It’s Holy Week. Jesus 500 plus years later has entered restored Jerusalem. His donkey-ridden entrance fulfilled prophecies with people yelling Hosanna, but they believed in him as an earthly king and they expected an overthrow of this government, which is yet another oppressing foreign rule, harkening back to memories of the Babylonians, but now, an Empire in Rome invading. Now, the Hosannas don’t last and of course, the people by Friday will scorn and mock Jesus,  the crowd mob scene already known by Jesus is coming.

I’m starting this book of Lamentations this week by watching ‘The Bible Project’s’ video on YouTube which I highly recommend. It’s just enough of an explanation to get started, telling us that these chapters are poems lamenting the fall of Jerusalem. There are some acrostics too (which seems to be the theme of my month for me and friends who like to make poems starting with first letters). And the bible project video has a fitting image of stones to explain the building of history into history.

It’s at these building stones that I pause and remember the scripture of Jesus walking through the temple, and the apostle’s marveling at the building and Jesus’s marveling that it will all be fallen again, one day as Jerusalem falls again.  

Jesus sees the whole of time as well as the intricacies of the moment of the journey. Jesus, fully God, shares in seeing everything from beginning (and before the world) to the New Jerusalem rolling in (book of Revelation to apostle John).  Likewise to knowing BIG PICTURE, Jesus God knows us – knowing each hair of our heads as Jesus knows us intimately – and Jesus knows where we fit in time – just like each hair has a root and place. God sees the whole body of Christ even when we see and feel only part.

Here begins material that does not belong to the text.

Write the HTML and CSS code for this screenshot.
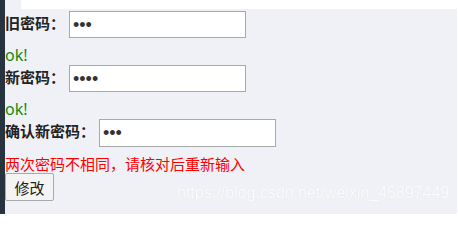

That’s how Jesus rolls into Holy Week. It’s a completion but it’s a whole new beginning. It’s pain but it’s recovery. It’s walking and then being still. It’s Alpha and Omega showing up to secure the middle.

I will pause here after learning about the beginning of lamentations to process my own. And as a pastor friend mentioned to one of my small groups over the weekend, we hope people don’t skip from Palm Sunday to Easter without processing the middle of the week. Yes. We need to see Jesus as the Alpha and Omega but also see how He is present for every little moment in between. Let us walk with Jesus this week as He walks with us.

Amen

I watched only the first minute so far, for the general gist of lamentations. 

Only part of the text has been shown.